All of a sudden, enemies who could only shamble around slowly before can now sprint, vault, and even shoot guns just like En can, assuming of course the player performed all those actions in the previous light cycle. This all coalesces into a dynamic game of cat and mouse where the player must evade the echoes in order to progress and clear objectives, but getting too fancy with your evasion tactics can have dire consequences during the next light cycle if you take too long to escape.
The Best Laid Plans
While all of the above certainly sounds fun in theory, the reality is sadly not as clean and precise. Echo’s controls are very rigid, not so rigid that they impede the player’s evasion efforts, but rigid enough that trying to proceed through an entire echo-infested section of The Palace (the game is divided up into sections which, sadly, don’t have any mid-level checkpoints, so you have to do each one in its entirety in a single go) without getting caught is quite an undertaking.
In addition to the above actions, En can also do things like crouch, shout to distract echoes, and use large objects to break line of sight, but more fine-tuned moves like being able to peek around corners while pressed against a wall or hide inside objects to avoid detection are nowhere to be found. Something which exacerbates these problems is En’s stamina/energy system.
En’s suit has a limited energy reserve for performing actions like shooting her gun or leaping off a ledge to a lower floor, and her limited stamina means the player can’t just spam actions like sprinting, vaulting, or performing combat actions like shoving echoes or disabling them with stealth takedowns. Again, in theory this sounds like an interesting wrinkle that forces the player to think on the fly, but in practice it just means that the odds are higher you’ll get swamped by echoes if you’re not careful.
You see, unlike in most other stealth games, the echoes don’t follow prescribed patrol routes, they’re just spread around haphazardly, and oftentimes a player will enter a level and be immidiatly detected by several echoes, making stealth even less of an ideal option. Most of the time, I found the best strategy was to simply move around, bunch up as many echoes as I could, wait for the dark phase to begin, and then sprint over to the exit or whatever objective I had completed. In short, for something that markets itself as a stealth game, Echo pays very little respect to the stealth format.

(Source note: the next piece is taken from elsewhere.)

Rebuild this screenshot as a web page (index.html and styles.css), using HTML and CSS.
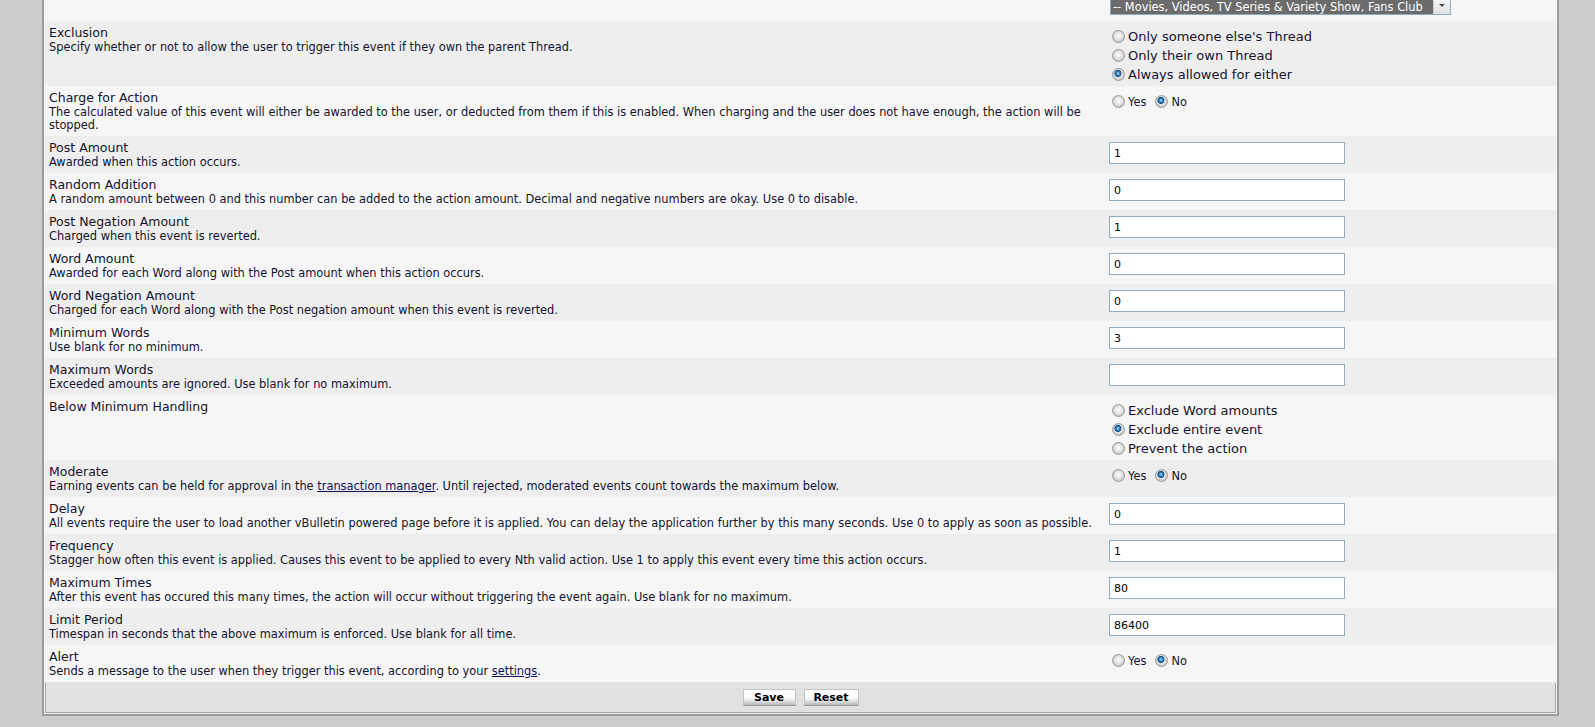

While it’s a minor issue in the grand scheme of things, the way Echo handles its story pacing isn’t very ideal either. The game starts off very slowly with long conversations happening between En and London. On the one hand, it’s interesting seeing these two characters who don’t really know (or like) each other form a friendship of sorts despite their different outlooks and goals, but there’s *a lot* of exposition that happens between En and London, to the point where some parts of the game can really feel like they’re dragging along because of it.
Nothing In The Dark
If you don’t mind making peace with Echo’s loose interpretation of the term “stealth,” I’d say the game’s premise is interesting and unique enough to warrant a playthrough, but I also feel like it would take a very specific type of stealth genre fan to be able to stick with the game all the way to its end.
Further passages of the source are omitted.